Joining Gordon on this flight are a Hewlett Foundation staffer, the local county tax assessor, a retired employee from the Colorado Division of Wildlife, and a local building contractor.
As Gordon approaches the plateau, at its base we see what the top might look like if efforts to protect it fail. A vista of gas drilling pads, each with a road leading to a cleared cul-de-sac and topped with drilling equipment, ring the high ground like a necklace. At one point, as the plane bisects the high ground and adjacent valley, a “before and after” study comes into view, with pads to the left like an encroaching industrial suburb and virgin wilderness to the right.
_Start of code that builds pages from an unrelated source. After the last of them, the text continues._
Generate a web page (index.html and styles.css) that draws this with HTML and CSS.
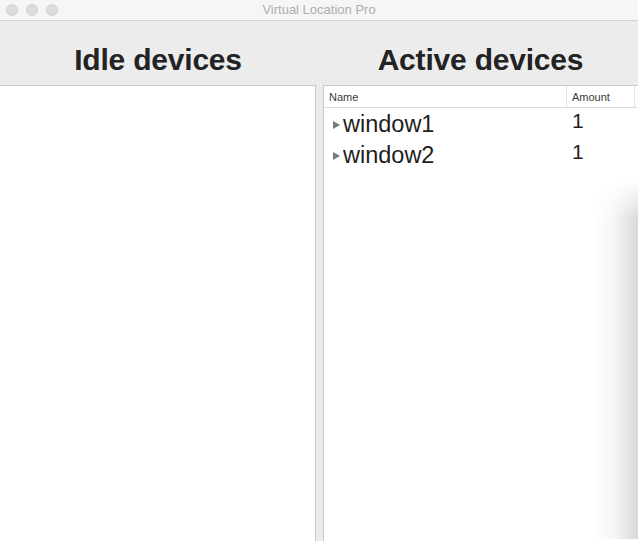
FILE: index.html
```html
<!DOCTYPE html>
<html>
<head>
<meta charset="utf-8">
<link rel="stylesheet" href="styles.css">
</head>
<body>
<div class="window">
  <div class="titlebar">
    <div class="lights"><span class="light"></span><span class="light"></span><span class="light"></span></div>
    <div class="title">Virtual Location Pro</div>
  </div>
  <div class="main">
    <section class="col">
      <h1 class="heading">Idle devices</h1>
      <div class="panel panel-left"></div>
    </section>
    <section class="col">
      <h1 class="heading">Active devices</h1>
      <div class="panel panel-right">
        <div class="thead">
          <div class="th th-name">Name</div>
          <div class="th th-amount">Amount</div>
          <div class="th th-rest"></div>
        </div>
        <div class="row">
          <div class="cell-name"><span class="tri"></span>window1</div>
          <div class="cell-amount">1</div>
        </div>
        <div class="row">
          <div class="cell-name"><span class="tri"></span>window2</div>
          <div class="cell-amount">1</div>
        </div>
      </div>
    </section>
  </div>
  <div class="shadow"></div>
</div>
</body>
</html>
```

FILE: styles.css
```css
html, body {
  margin: 0;
  padding: 0;
}
body {
  width: 638px;
  height: 541px;
  overflow: hidden;
  font-family: "Liberation Sans", Arial, sans-serif;
  background: #ececec;
}
.window {
  position: relative;
  width: 638px;
  height: 541px;
  display: flex;
  flex-direction: column;
}
.titlebar {
  height: 20px;
  flex: none;
  background: #f6f6f6;
  border-bottom: 1px solid #d3d3d3;
  display: flex;
  align-items: center;
  position: relative;
}
.lights {
  display: flex;
  gap: 8px;
  padding-left: 6px;
}
.light {
  width: 12px;
  height: 12px;
  border-radius: 50%;
  background: #dcdcdc;
  border: 0.5px solid #d2d2d2;
  box-sizing: border-box;
}
.title {
  position: absolute;
  left: 0;
  right: 0;
  top: 0;
  height: 20px;
  line-height: 20px;
  text-align: center;
  font-family: "Liberation Sans", Arial, sans-serif;
  font-size: 13px;
  color: #adadad;
}
.main {
  flex: 1;
  display: grid;
  grid-template-columns: 316px 315px;
  column-gap: 7px;
  min-height: 0;
}
.col {
  display: flex;
  flex-direction: column;
  min-height: 0;
}
.heading {
  margin: 0;
  height: 64px;
  display: flex;
  align-items: center;
  justify-content: center;
  font-size: 30px;
  font-weight: bold;
  color: #232323;
  padding-top: 14px;
  box-sizing: border-box;
  letter-spacing: -0.2px;
}
.panel {
  flex: 1;
  background: #fff;
  border-top: 1px solid #c9c9c9;
}
.panel-left {
  border-right: 1px solid #c9c9c9;
}
.panel-right {
  border-left: 1px solid #c9c9c9;
}
.thead {
  display: grid;
  grid-template-columns: 242px 68px 1fr;
  height: 21px;
  border-bottom: 1px solid #dcdcdc;
  font-size: 11px;
  color: #3a3a3a;
}
.th {
  display: flex;
  align-items: center;
  padding-left: 5px;
}
.th-amount, .th-rest {
  border-left: 1px solid #e2e2e2;
}
.row {
  display: grid;
  grid-template-columns: 243px 1fr;
  height: 31px;
}
.cell-name {
  display: flex;
  align-items: center;
  padding-left: 9px;
  font-size: 23.5px;
  color: #1e1e1e;
  padding-top: 2px;
}
.tri {
  width: 0;
  height: 0;
  border-top: 4px solid transparent;
  border-bottom: 4px solid transparent;
  border-left: 7px solid #7a7a7a;
  margin-right: 3px;
  margin-top: 1px;
}
.cell-amount {
  padding-left: 5px;
  font-size: 21px;
  color: #2a1e1e;
  padding-top: 1px;
}
.shadow {
  position: absolute;
  right: 0;
  top: 180px;
  bottom: 2px;
  width: 46px;
  background: linear-gradient(to right, rgba(0,0,0,0), rgba(0,0,0,0.03) 45%, rgba(0,0,0,0.15));
  border-top-left-radius: 40px 30px;
  -webkit-mask-image: linear-gradient(to bottom, rgba(0,0,0,0), #000 40px);
  mask-image: linear-gradient(to bottom, rgba(0,0,0,0), #000 40px);
}
```
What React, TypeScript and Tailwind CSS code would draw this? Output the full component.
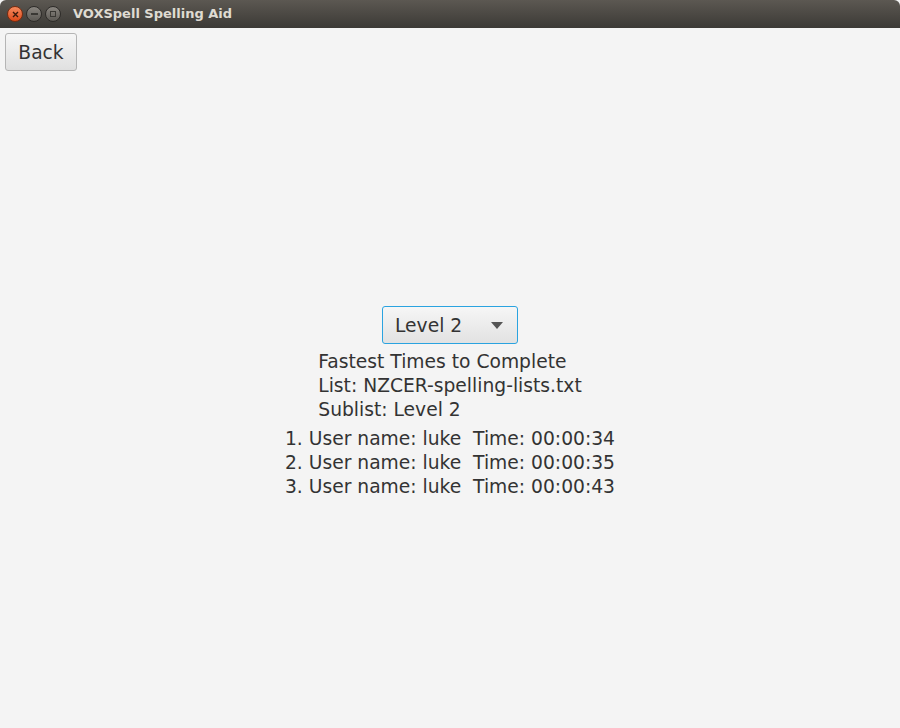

And what a wilderness. Rolling stands of fall-yellow aspen forests flock steep mountainsides in alternating patterns of sun and shade. Meandering trout streams etch the low points of some of the canyons below. Somewhere unseen is the 200-foot Fork Falls of Parachute Creek, one of the tallest in Colorado. Mingled with the stands of aspen are serviceberry, sagebrush, and grassy meadows, home to elk, black bear, and other big game.
“There’s so much no one really knows about down there,” says Gordon over our headphones.
“I’m not a preservationist. I know you can’t save everything,” he admits. “But there is a right way and a wrong way to do development. I know when I see something worth saving.”